2°) Si la question de l'imprécision ou du caractère déséquilibré de la clause doit être tranchée au regard de règles autonomes, l'article 25, § 1, du règlement Bruxelles I bis doit-il être interprété en ce sens qu'une clause qui n'autorise une partie à saisir qu'un seul tribunal, alors qu'elle permet à l'autre de saisir, outre ce tribunal, toute autre juridiction compétente selon le droit commun doit ou ne doit pas recevoir application ?

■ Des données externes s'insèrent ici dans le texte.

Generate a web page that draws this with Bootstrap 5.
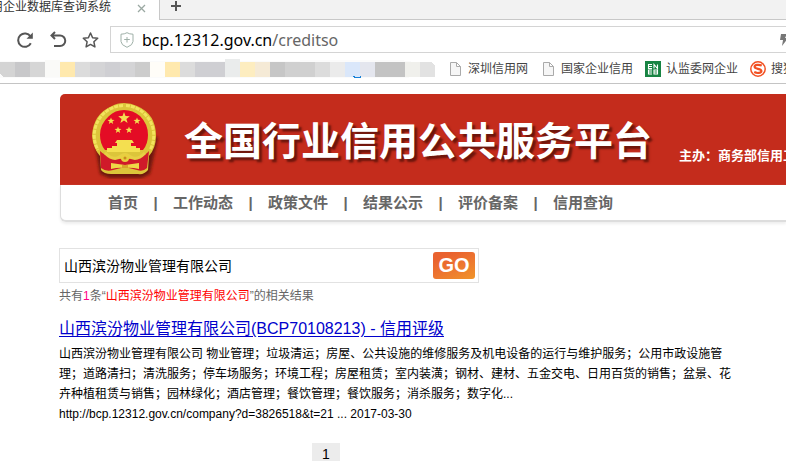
<!DOCTYPE html>
<html lang="zh-CN">
<head>
<meta charset="utf-8">
<meta name="viewport" content="width=device-width, initial-scale=1">
<title>全国行业信用公共服务平台</title>
<link href="https://cdn.jsdelivr.net/npm/bootstrap@5.3.0/dist/css/bootstrap.min.css" rel="stylesheet">
<style>
body{font-family:"Liberation Sans","Noto Sans CJK SC",sans-serif;font-size:12px;line-height:20px;color:#000;background:#fff;overflow-x:hidden}
a{text-decoration:none;color:inherit}
svg{display:block;flex:none}
button{border:0;background:none;padding:0;color:inherit}
.tabstrip{height:20px;background:#f2f2f2}
.tab-open{width:160px;background:#fff;border-right:1px solid #c8c8c8;line-height:14px;color:#333;gap:26px;padding-right:13px}
.tab-rest{border-bottom:1px solid #c8c8c8;padding-left:10px}
.toolbar-row{padding:6px 0 4px 16px;gap:15px}
.address{border:1px solid #d4d4d4;border-right:0;height:27px;padding-left:9px;margin-left:-4px}
.address .url{font:16px "Noto Sans",sans-serif;color:#666;white-space:nowrap}
.url b{font-weight:400;color:#000}
.bookmarks{height:27px;border-bottom:1px solid #c4c4c4;color:#444;white-space:nowrap;padding-bottom:2px}
.bookmarks a{gap:5px;margin-left:12px}
.site{padding:10px 0 0 60px}
.banner{background:#c42c1c;height:91px;border-radius:5px 0 0 0;color:#fff;padding-left:30px}
.banner h1{font-size:39px;line-height:48px;font-weight:700;text-shadow:3px 3px 2px #6d160c;margin:4px 0 0 24px}
.sponsor{font-size:13px;font-weight:700;margin:32px 0 0 27px}
.menu{height:37px;border:1px solid #ddd;border-width:0 0 2px 1px;border-radius:0 0 0 6px;box-shadow:0 2px 3px #eee;font-size:15px;font-weight:700;color:#666;padding-left:47px}
.menu li+li::before{content:"|";display:inline-block;width:35px;text-align:center}
.search{width:420px;max-width:100%;height:35px;border:1px solid #e2e2e2;margin:26px 0 0 -1px;padding:0 3px 0 4px}
.search input{border:0;outline:0;padding:0;font-size:14px;color:#000}
.go{width:42px;height:27px;border-radius:3px;background:linear-gradient(155deg,#e9622f 20%,#ed7630 55%,#f0952a);color:#fff;font-size:20px;line-height:27px;font-weight:700}
.summary{color:#666;margin:3px 0 0 -1px}
.hit{color:red}
.count{color:#f08}
.result-title{font-size:16px;line-height:24px;margin:11px 0 3px -1px;font-weight:400}
.result-title a{color:#00c;text-decoration:underline;text-underline-offset:2px}
.snippet{max-width:674px;margin:0 0 0 -1px}
.pages{margin:19px 0 0 252px}
.pages a{width:28px;line-height:22px;font-size:14px;background:#ececec;text-align:center}
</style>
<script src="https://cdn.jsdelivr.net/npm/bootstrap@5.3.0/dist/js/bootstrap.bundle.min.js"></script>
</head>
<body>
<header>
  <div class="tabstrip d-flex">
    <div class="tab-open d-flex justify-content-end overflow-hidden text-nowrap">
      <span>用企业数据库查询系统</span>
      <button type="button" class="align-self-start mt-1" aria-label="关闭标签页"><svg width="9" height="9" viewBox="0 0 9 9" stroke="#9aa8a2" stroke-width="1.3"><path d="M1 1l7 7M8 1L1 8"/></svg></button>
    </div>
    <div class="tab-rest flex-grow-1">
      <button type="button" class="d-block" aria-label="新标签页"><svg width="12" height="12" viewBox="0 0 12 12" stroke="#555" stroke-width="2"><path d="M6 1v10M1 6h10"/></svg></button>
    </div>
  </div>
  <div class="toolbar-row d-flex align-items-center">
    <button type="button" aria-label="刷新"><svg width="18" height="18" viewBox="0 0 18 18" fill="none" stroke="#555" stroke-width="2"><path d="M14.8 12.2A6.7 6.7 0 1 1 14.5 5.5"/><path d="M16.8 1.5v6.3h-6.3z" fill="#555" stroke="none"/></svg></button>
    <button type="button" aria-label="后退"><svg width="18" height="18" viewBox="0 0 18 18" fill="none" stroke="#555" stroke-width="2"><path d="M6 1L2.500 4.500 6 8M2.500 4.500H11a4.700 4.700 0 0 1 0 10.500H5"/></svg></button>
    <button type="button" aria-label="收藏"><svg width="17" height="18" viewBox="0 0 17 18" fill="none" stroke="#555" stroke-width="1.5" stroke-linejoin="round"><path d="M8.500 2l2.100 4.700 5.100.600-3.800 3.500 1 5.100-4.400-2.500-4.400 2.500 1-5.100L1.300 7.300l5.100-.600z"/></svg></button>
    <div class="address d-flex align-items-center flex-grow-1 overflow-hidden">
      <svg width="14" height="16" viewBox="0 0 14 16" fill="none" stroke="#9fb0a8"><path d="M1 2.200Q4.500 2.200 7 .700 9.500 2.200 13 2.200V9.500Q13 13 7 15.300 1 13 1 9.500zM7 5v5.500M4.200 7.500h5.600"/></svg>
      <span class="url flex-grow-1 ps-2"><b>bcp.12312.gov.cn</b>/creditso</span>
      <svg width="7" height="14" viewBox="0 0 7 14"><path d="M2 1h6L6 5h3L3 13l1-6H1z" fill="#777"/></svg>
    </div>
  </div>
  <nav class="bookmarks d-flex align-items-center overflow-hidden" aria-label="书签">
    <svg width="435" height="20" viewBox="0 0 435 20" shape-rendering="crispEdges">
      <path d="M0 2h300v-1h100l35 5v11l-35 2H0z" fill="#fbfbfb"/>
      <g><path d="M0 3h15v15H4l-4-3z" fill="#d4d4d4"/><path d="M15 3h15v15H15z" fill="#c8c8ca"/><path d="M30 3h15v15H30z" fill="#d6d6d6"/><path d="M45 1h15v17H45z" fill="#fafaf8"/><path d="M60 3h15v15H60zM165 3h15v15H165z" fill="#ffe9ae"/><path d="M75 3h15v15H75zM180 3h15v15H180zM315 3h15v15H315z" fill="#dcdcdc"/><path d="M90 3h15v15H90zM120 3h15v15H120z" fill="#d4d4d6"/><path d="M105 3h15v15H105zM195 3h30v15H195z" fill="#cfcfd3"/><path d="M135 3h15v15H135z" fill="#ccc"/><path d="M150 3h15v15H150z" fill="#fffdf8"/><path d="M225 0h15v18H225z" fill="#eaecec"/><path d="M240 3h15v15H240z" fill="#fdedc0"/><path d="M255 3h15v15H255z" fill="#f5ead6"/><path d="M270 3h15v15H270z" fill="#c6c6c6"/><path d="M285 3h30v15H285z" fill="#d0d0d0"/><path d="M330 3h15v15H330z" fill="#ebebeb"/><path d="M345 3h15v15H345z" fill="#dae7fa"/><path d="M360 3h15v15H360z" fill="#e4e6ee"/><path d="M375 3h30v15H375z" fill="#c3c3c3"/><path d="M405 3h15v15H405z" fill="#f0f0ec"/><path d="M420 3h11l4 3v12H420z" fill="#e2e2e2"/></g>
      <path d="M353 17.500h1v1h6v-1h1" stroke="#1680d8" fill="none"/>
    </svg>
    <a class="d-flex align-items-center" href="#"><svg width="16" height="14" viewBox="-3 0 16 14" fill="#f6f6f6" stroke="#aaa"><path d="M.5.5h6l4 4v9H.5zM6.500.5v4h4"/></svg>深圳信用网</a>
    <a class="d-flex align-items-center" href="#"><svg width="16" height="14" viewBox="-3 0 16 14" fill="#f6f6f6" stroke="#aaa"><path d="M.5.5h6l4 4v9H.5zM6.500.5v4h4"/></svg>国家企业信用</a>
    <a class="d-flex align-items-center" href="#"><svg width="16" height="16" viewBox="0 0 16 16"><path d="M0 0h16v16H0z" fill="#188443"/><path d="M7 3.500H3.500v4H7M3.500 5.500H7M9 7.500v-4l3.500 4v-4M7 9H3.500v4H7M3.500 11H7M9 9h3.500v4H9zM9 11h3.500" fill="none" stroke="#fff" stroke-width="1.100"/></svg>认监委网企业</a>
    <a class="d-flex align-items-center" href="#"><svg width="16" height="16" viewBox="0 0 16 16" fill="none" stroke="#f25022"><circle cx="8" cy="8" r="7.200" stroke-width="1.500"/><path d="M11.800 4.600C9 3.300 4.600 3.500 4.600 5.800c0 2.700 6.800 1.500 6.800 4.200 0 2.300-4.500 2.500-7.200 1.100" stroke-width="2.200"/></svg>搜狗</a>
  </nav>
</header>
<main class="site">
  <div class="banner d-flex align-items-center overflow-hidden text-nowrap">
    <svg width="70" height="78" viewBox="0 0 70 78">
      <defs><filter id="soft"><feGaussianBlur stdDeviation="1.500"/></filter>
      <path id="star" d="M0-6l1.500 4.100 4.300.1-3.400 2.700 1.200 4.200L0 2.600l-3.600 2.500 1.200-4.200-3.400-2.700 4.300-.1z"/></defs>
      <path d="M4 36L10 73l9 4h33l8-4 8-37z" fill="#6d160c" filter="url(#soft)"/>
      <path d="M22 5Q27 2 34 2t13 3q19 8 19 30 0 12-7 20L58 69Q54 74 48 73H21Q14 73 11 69L10 55Q3 47 2 35 3 13 22 5z" fill="#dcc53a"/>
      <path d="M33 4.500A30 30 0 0 0 8 49M36 4.500A30 30 0 0 1 60 49" fill="none" stroke="#f3e45e" stroke-width="3" stroke-dasharray="4 1"/>
      <path d="M19 15Q25 9 34 9t16 6q8 8 8 19 0 9-5 15H15q-5-6-5-15 0-11 9-19z" fill="#e40c25"/>
      <path d="M10 50q5 5 12 6l13 3 13-3q7-1 11-6l-2 17q-4 4-10 2l-12-3-12 3q-7 2-12-2z" fill="#d01a2a"/>
      <g fill="#f4df50"><use href="#star" x="34" y="17"/><use href="#star" transform="translate(21 20) scale(.6)"/><use href="#star" transform="translate(47 20) scale(.6)"/><use href="#star" transform="translate(28 29) scale(.6)"/><use href="#star" transform="translate(39 29) scale(.6)"/>
      <path d="M27 39h15l2 3h-3v3h5v2h4v4H17v-4h5v-2h5v-3h-2z"/></g>
      <path d="M15 52q9 9 16 3 4-3 8 0 7 6 16-3" fill="none" stroke="#e7cf45" stroke-width="3"/>
      <circle cx="35" cy="57" r="4" fill="#e9cf3f"/><circle cx="35" cy="57" r="1.500" fill="#c98e1d"/>
      <path d="M21 62q7 1 14 2 7-1 14-2v6q-8-2-14-1-6-1-14 1z" fill="#efd947"/>
      <path d="M32 64h6v3h-6z" fill="#d8a52a"/>
    </svg>
    <h1>全国行业信用公共服务平台</h1>
    <span class="sponsor">主办：商务部信用工作办公室</span>
  </div>
  <nav aria-label="主导航">
    <ul class="menu list-unstyled d-flex align-items-center text-nowrap mb-0">
      <li><a href="#">首页</a></li><li><a href="#">工作动态</a></li><li><a href="#">政策文件</a></li><li><a href="#">结果公示</a></li><li><a href="#">评价备案</a></li><li><a href="#">信用查询</a></li>
    </ul>
  </nav>
  <form class="search d-flex align-items-center">
    <input class="flex-grow-1" type="text" aria-label="企业名称" value="山西滨汾物业管理有限公司">
    <button class="go" type="submit">GO</button>
  </form>
  <p class="summary">共有<span class="count">1</span>条“<span class="hit">山西滨汾物业管理有限公司</span>”的相关结果</p>
  <article>
    <h2 class="result-title"><a href="#">山西滨汾物业管理有限公司(BCP70108213) - 信用评级</a></h2>
    <p class="snippet">山西滨汾物业管理有限公司 物业管理；垃圾清运；房屋、公共设施的维修服务及机电设备的运行与维护服务；公用市政设施管理；道路清扫；清洗服务；停车场服务；环境工程；房屋租赁；室内装潢；钢材、建材、五金交电、日用百货的销售；盆景、花卉种植租赁与销售；园林绿化；酒店管理；餐饮管理；餐饮服务；消杀服务；数字化...<br>http://bcp.12312.gov.cn/company?d=3826518&amp;t=21 ... 2017-03-30</p>
  </article>
  <nav class="pages d-flex" aria-label="分页"><a href="#" aria-current="page">1</a></nav>
</main>
</body>
</html>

3°) Si l'asymétrie d'une clause relève d'une condition de fond, comment faut-il interpréter ce texte et particulièrement le renvoi au droit de l'Etat de la juridiction désignée lorsque plusieurs juridictions sont désignées par la clause, ou lorsque la clause désigne une juridiction tout en laissant une option à l'une des parties pour choisir une autre juridiction et que ce choix n'a pas été encore fait au jour où le juge est saisi :
- la loi nationale applicable est-elle celle de la seule juridiction explicitement désignée, peu important que d'autres puissent également être saisies ?
- en présence d'une pluralité de juridictions désignées, est-il possible de se référer au droit de la juridiction effectivement saisie ?
- enfin, eu égard au considérant n° 20 du règlement Bruxelles I bis, faut-il comprendre que le renvoi au droit de la juridiction de l'Etat membre désigné s'entend des règles matérielles de cet Etat ou de ses règles de conflit de lois ?
SURSOIT à statuer sur le pourvoi jusqu'à la décision de la Cour de justice de l'Union européenne.